Pour les photos par exemple, l’idée est non seulement de pouvoir les dater mais aussi, ce qui est bien moins conventionnel, de retrouver les noms des personnes figurant sur les clichés. Ces ateliers de recueil d’archives sont par ailleurs enregistrés, afin de laisser un maximum de traces, au même titre que les récits individuels des personnes qui font l’objet de captations sonores et, de plus en plus, vidéos.

Le centre d’archives dispose d’une large collection de photos, comme ici des clichés de la « Marche gay » du 22 juin 1985, et cherche systématiquement à retrouver les noms des personnes photographiées. (©GG/actu Paris)
Une méthode qui tranche avec celle de la plupart des archivistes, qui font non seulement souvent face de manière très solitaire à certaines sources, mais qui peuvent aussi juger peu utiles des éléments que la communauté LGBTQI + considère, elle, comme cruciaux.
C’est le cas des archives d’Act Up, qui après avoir fait l’objet d’un premier tri de la part d’un archiviste membre et acteur de l’association, ont été confiées aux Archives nationales.

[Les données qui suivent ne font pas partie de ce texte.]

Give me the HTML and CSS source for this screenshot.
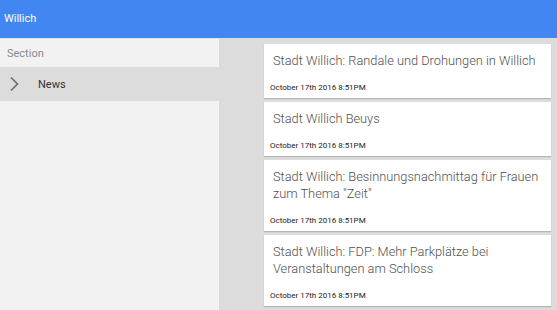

Problème : elles ont à nouveau été triées et de nombreux objets ont été refusés. Par ailleurs, une partie des supports d’archives ne peut pas être conservée par certains acteurs institutionnels.
Le fonds d’Act Up s’est ainsi retrouvé divisé avec les écrits et photos transférés aux Archives nationales et d’autres objets comme des mégaphones, des costumes, des grandes banderoles, des badges ont été transférés dans des musées. Ce qui rend la consultation des archives plus compliquée et instaure, insidieusement, une hiérarchie entre les différents types d’archives.
Pour mener à bien son ambition, le centre estime qu’il devra disposer d’un budget de fonctionnement de 500 000 euros annuels, pour financer au minimum deux postes salariés à l’ouverture, et encore plus viser l’objectif minimum de six salariés à horizon 2032. Les discussions avec les financeurs publics sont en cours, mais le centre sait qu’il devra aussi faire appel à des structures privées, notamment celles qui sont investies dans la lutte contre les LGBTQI-phobies et pour la promotion de l’inclusivité en leur sein.